BEGIN Record extracts
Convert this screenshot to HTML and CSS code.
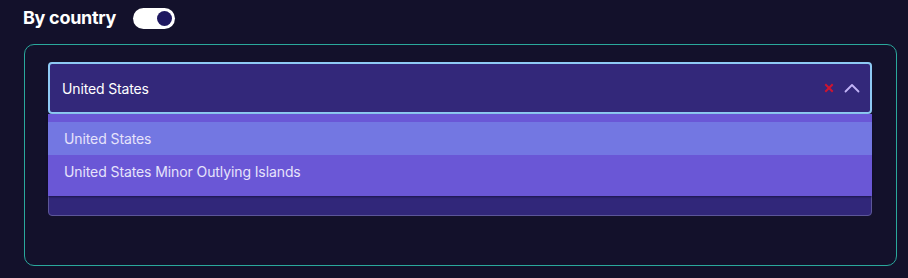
FILE: index.html
```html
<!DOCTYPE html>
<html>
<head>
<meta charset="utf-8">
<link rel="stylesheet" href="styles.css">
</head>
<body>
<div class="header">
  <span class="title">By country</span>
  <span class="toggle"><span class="knob"></span></span>
</div>
<div class="panel">
  <div class="select-wrap">
    <div class="select">
      <span class="value">United States</span>
      <span class="icons">
        <svg class="clear" width="10" height="10" viewBox="0 0 10 10"><path d="M2 2 L8 8 M8 2 L2 8" stroke="#d0142f" stroke-width="2" stroke-linecap="square"/></svg>
        <svg class="chev" width="16" height="10" viewBox="0 0 16 10"><path d="M1.5 8.5 L8 2 L14.5 8.5" fill="none" stroke="#c2b4f7" stroke-width="1.8" stroke-linecap="round" stroke-linejoin="round"/></svg>
      </span>
    </div>
    <div class="menu">
      <div class="option active">United States</div>
      <div class="option">United States Minor Outlying Islands</div>
    </div>
  </div>
  <div class="field2"></div>
</div>
</body>
</html>
```
FILE: styles.css
```css
* { box-sizing: border-box; }
html, body { margin: 0; padding: 0; }
body {
  background: #13112b;
  font-family: Inter, "Noto Sans", sans-serif;
  width: 908px;
  height: 278px;
  overflow: hidden;
}
.header {
  display: flex;
  align-items: center;
  gap: 17px;
  padding: 3px 0 0 23px;
  height: 33px;
}
.title {
  color: #ffffff;
  font-weight: 700;
  font-size: 18px;
  letter-spacing: -0.3px;
  line-height: 22px;
}
.toggle {
  width: 42px;
  height: 21px;
  border-radius: 11px;
  background: #ffffff;
  display: flex;
  align-items: center;
  justify-content: flex-end;
  padding-right: 3px;
}
.knob {
  width: 15px;
  height: 15px;
  border-radius: 50%;
  background: #1e1860;
}
.panel {
  margin: 11px 11px 0 24px;
  height: 222px;
  border: 1px solid #2aa89c;
  border-radius: 10px;
  padding: 17px 24px 0 23px;
}
.select-wrap { position: relative; }
.select {
  height: 52px;
  border: 2px solid #8ecaf4;
  border-radius: 4px;
  background: #33287a;
  display: flex;
  align-items: center;
  justify-content: space-between;
  padding: 0 10px 0 12px;
}
.value {
  color: #ffffff;
  font-size: 14px;
  letter-spacing: -0.15px;
}
.icons {
  display: flex;
  align-items: center;
  gap: 10px;
}
.menu {
  position: absolute;
  left: 0;
  right: 0;
  top: 52px;
  background: #6a57d6;
  padding: 8px 0;
  z-index: 2;
  box-shadow: 0 1px 2px rgba(10, 8, 40, 0.6);
}
.option {
  height: 33px;
  display: flex;
  align-items: center;
  padding-left: 16px;
  color: #e6e3fb;
  font-size: 14px;
  letter-spacing: -0.1px;
}
.option.active { background: #7377e2; }
.field2 {
  margin-top: 50px;
  height: 52px;
  background: #31277a;
  border: 1px solid #5c5699;
  border-radius: 4px;
}
```
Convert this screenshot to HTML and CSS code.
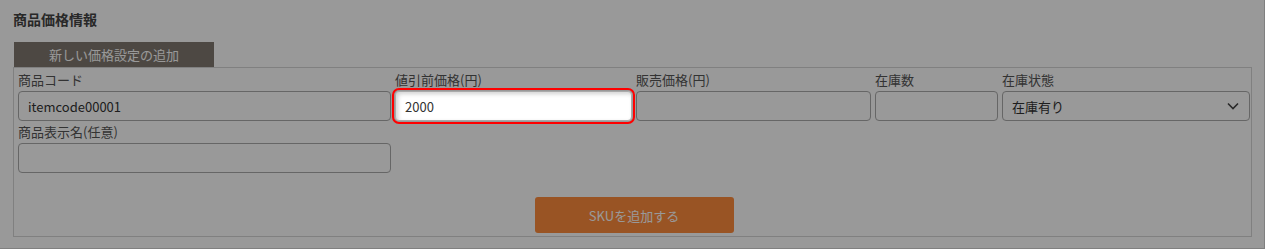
FILE: index.html
```html
<!DOCTYPE html>
<html lang="ja">
<head>
    <link rel="stylesheet" href="styles.css">
    <meta charset="UTF-8">
    <meta name="viewport" content="width=device-width, initial-scale=1.0">
    <title>商品価格情報</title>
</head>
<body>
    <section class="panel">
        <h2 class="panel_title">商品価格情報</h2>
        <div class="tab">新しい価格設定の追加</div>
        <div class="price_box">
            <div class="fields">
                <div class="field">
                    <label>商品コード</label>
                    <input type="text" value="itemcode00001">
                </div>
                <div class="field">
                    <label>値引前価格(円)</label>
                    <input type="text" value="2000" class="spotlight">
                </div>
                <div class="field">
                    <label>販売価格(円)</label>
                    <input type="text">
                </div>
                <div class="field">
                    <label>在庫数</label>
                    <input type="text">
                </div>
                <div class="field">
                    <label>在庫状態</label>
                    <div class="select">
                        <span>在庫有り</span>
                        <svg width="12" height="8" viewBox="0 0 12 8"><path d="M1 1.5l5 5 5-5" fill="none" stroke="#444" stroke-width="1.6"/></svg>
                    </div>
                </div>
                <div class="field field_first">
                    <label>商品表示名(任意)</label>
                    <input type="text">
                </div>
            </div>
            <div class="actions">
                <button class="add_sku">SKUを追加する</button>
            </div>
        </div>
    </section>
</body>
</html>
```

FILE: styles.css
```css
body {
    margin: 0;
    padding: 0;
    font-family: "Noto Sans CJK JP", "Noto Sans", sans-serif;
    background-color: #fff;
}
.panel {
    height: 240px;
    padding: 8px 12px 0 13px;
    border-right: 1px solid #d5d5d5;
    border-bottom: 1px solid #d5d5d5;
}
.panel_title {
    margin: 0;
    font-size: 14px;
    line-height: 22px;
    font-weight: bold;
    color: #444;
}
.tab {
    margin: 12px 0 0 1px;
    width: 200px;
    height: 25px;
    line-height: 25px;
    text-align: center;
    font-size: 13px;
    color: #fff;
    background-color: #807870;
}
.price_box {
    border: 1px solid #d5d5d5;
    padding: 1px 1px 3px 4px;
}
.fields {
    display: grid;
    grid-template-columns: 373px 237px 235px 123px 1fr;
    column-gap: 4px;
}
.field label {
    display: block;
    font-size: 13px;
    line-height: 22px;
    color: #555;
    white-space: nowrap;
}
.field_first {
    grid-column: 1;
}
.field input,
.select {
    box-sizing: border-box;
    width: 100%;
    height: 30px;
    margin: 0;
    padding: 0 9px;
    border: 1px solid #aaa;
    border-radius: 4px;
    background-color: #fff;
    font-family: inherit;
    font-size: 13px;
    color: #333;
}
.select {
    display: flex;
    align-items: center;
    justify-content: space-between;
}
.select svg {
    margin-right: 1px;
}
.field input.spotlight {
    position: relative;
    z-index: 10;
    outline: 2px solid #ff0000;
    outline-offset: 1px;
    box-shadow: inset 2px 2px 4px rgba(0, 0, 0, 0.18), 0 0 0 3000px rgba(0, 0, 0, 0.4);
}
.actions {
    display: flex;
    justify-content: center;
    margin-top: 24px;
}
.add_sku {
    width: 199px;
    height: 36px;
    border: none;
    border-radius: 3px;
    background-color: #ff8c3c;
    color: #fff;
    font-family: inherit;
    font-size: 13px;
}
```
END Record extracts
What is asked — Repeat the listing in full and exactly. Leave any pictures out.

Finished exercise —
Convert this screenshot to HTML and CSS code.
FILE: index.html
```html
<!DOCTYPE html>
<html>
<head>
<meta charset="utf-8">
<link rel="stylesheet" href="styles.css">
</head>
<body>
<div class="header">
  <span class="title">By country</span>
  <span class="toggle"><span class="knob"></span></span>
</div>
<div class="panel">
  <div class="select-wrap">
    <div class="select">
      <span class="value">United States</span>
      <span class="icons">
        <svg class="clear" width="10" height="10" viewBox="0 0 10 10"><path d="M2 2 L8 8 M8 2 L2 8" stroke="#d0142f" stroke-width="2" stroke-linecap="square"/></svg>
        <svg class="chev" width="16" height="10" viewBox="0 0 16 10"><path d="M1.5 8.5 L8 2 L14.5 8.5" fill="none" stroke="#c2b4f7" stroke-width="1.8" stroke-linecap="round" stroke-linejoin="round"/></svg>
      </span>
    </div>
    <div class="menu">
      <div class="option active">United States</div>
      <div class="option">United States Minor Outlying Islands</div>
    </div>
  </div>
  <div class="field2"></div>
</div>
</body>
</html>
```
FILE: styles.css
```css
* { box-sizing: border-box; }
html, body { margin: 0; padding: 0; }
body {
  background: #13112b;
  font-family: Inter, "Noto Sans", sans-serif;
  width: 908px;
  height: 278px;
  overflow: hidden;
}
.header {
  display: flex;
  align-items: center;
  gap: 17px;
  padding: 3px 0 0 23px;
  height: 33px;
}
.title {
  color: #ffffff;
  font-weight: 700;
  font-size: 18px;
  letter-spacing: -0.3px;
  line-height: 22px;
}
.toggle {
  width: 42px;
  height: 21px;
  border-radius: 11px;
  background: #ffffff;
  display: flex;
  align-items: center;
  justify-content: flex-end;
  padding-right: 3px;
}
.knob {
  width: 15px;
  height: 15px;
  border-radius: 50%;
  background: #1e1860;
}
.panel {
  margin: 11px 11px 0 24px;
  height: 222px;
  border: 1px solid #2aa89c;
  border-radius: 10px;
  padding: 17px 24px 0 23px;
}
.select-wrap { position: relative; }
.select {
  height: 52px;
  border: 2px solid #8ecaf4;
  border-radius: 4px;
  background: #33287a;
  display: flex;
  align-items: center;
  justify-content: space-between;
  padding: 0 10px 0 12px;
}
.value {
  color: #ffffff;
  font-size: 14px;
  letter-spacing: -0.15px;
}
.icons {
  display: flex;
  align-items: center;
  gap: 10px;
}
.menu {
  position: absolute;
  left: 0;
  right: 0;
  top: 52px;
  background: #6a57d6;
  padding: 8px 0;
  z-index: 2;
  box-shadow: 0 1px 2px rgba(10, 8, 40, 0.6);
}
.option {
  height: 33px;
  display: flex;
  align-items: center;
  padding-left: 16px;
  color: #e6e3fb;
  font-size: 14px;
  letter-spacing: -0.1px;
}
.option.active { background: #7377e2; }
.field2 {
  margin-top: 50px;
  height: 52px;
  background: #31277a;
  border: 1px solid #5c5699;
  border-radius: 4px;
}
```
Convert this screenshot to HTML and CSS code.
FILE: index.html
```html
<!DOCTYPE html>
<html lang="ja">
<head>
    <link rel="stylesheet" href="styles.css">
    <meta charset="UTF-8">
    <meta name="viewport" content="width=device-width, initial-scale=1.0">
    <title>商品価格情報</title>
</head>
<body>
    <section class="panel">
        <h2 class="panel_title">商品価格情報</h2>
        <div class="tab">新しい価格設定の追加</div>
        <div class="price_box">
            <div class="fields">
                <div class="field">
                    <label>商品コード</label>
                    <input type="text" value="itemcode00001">
                </div>
                <div class="field">
                    <label>値引前価格(円)</label>
                    <input type="text" value="2000" class="spotlight">
                </div>
                <div class="field">
                    <label>販売価格(円)</label>
                    <input type="text">
                </div>
                <div class="field">
                    <label>在庫数</label>
                    <input type="text">
                </div>
                <div class="field">
                    <label>在庫状態</label>
                    <div class="select">
                        <span>在庫有り</span>
                        <svg width="12" height="8" viewBox="0 0 12 8"><path d="M1 1.5l5 5 5-5" fill="none" stroke="#444" stroke-width="1.6"/></svg>
                    </div>
                </div>
                <div class="field field_first">
                    <label>商品表示名(任意)</label>
                    <input type="text">
                </div>
            </div>
            <div class="actions">
                <button class="add_sku">SKUを追加する</button>
            </div>
        </div>
    </section>
</body>
</html>
```

FILE: styles.css
```css
body {
    margin: 0;
    padding: 0;
    font-family: "Noto Sans CJK JP", "Noto Sans", sans-serif;
    background-color: #fff;
}
.panel {
    height: 240px;
    padding: 8px 12px 0 13px;
    border-right: 1px solid #d5d5d5;
    border-bottom: 1px solid #d5d5d5;
}
.panel_title {
    margin: 0;
    font-size: 14px;
    line-height: 22px;
    font-weight: bold;
    color: #444;
}
.tab {
    margin: 12px 0 0 1px;
    width: 200px;
    height: 25px;
    line-height: 25px;
    text-align: center;
    font-size: 13px;
    color: #fff;
    background-color: #807870;
}
.price_box {
    border: 1px solid #d5d5d5;
    padding: 1px 1px 3px 4px;
}
.fields {
    display: grid;
    grid-template-columns: 373px 237px 235px 123px 1fr;
    column-gap: 4px;
}
.field label {
    display: block;
    font-size: 13px;
    line-height: 22px;
    color: #555;
    white-space: nowrap;
}
.field_first {
    grid-column: 1;
}
.field input,
.select {
    box-sizing: border-box;
    width: 100%;
    height: 30px;
    margin: 0;
    padding: 0 9px;
    border: 1px solid #aaa;
    border-radius: 4px;
    background-color: #fff;
    font-family: inherit;
    font-size: 13px;
    color: #333;
}
.select {
    display: flex;
    align-items: center;
    justify-content: space-between;
}
.select svg {
    margin-right: 1px;
}
.field input.spotlight {
    position: relative;
    z-index: 10;
    outline: 2px solid #ff0000;
    outline-offset: 1px;
    box-shadow: inset 2px 2px 4px rgba(0, 0, 0, 0.18), 0 0 0 3000px rgba(0, 0, 0, 0.4);
}
.actions {
    display: flex;
    justify-content: center;
    margin-top: 24px;
}
.add_sku {
    width: 199px;
    height: 36px;
    border: none;
    border-radius: 3px;
    background-color: #ff8c3c;
    color: #fff;
    font-family: inherit;
    font-size: 13px;
}
```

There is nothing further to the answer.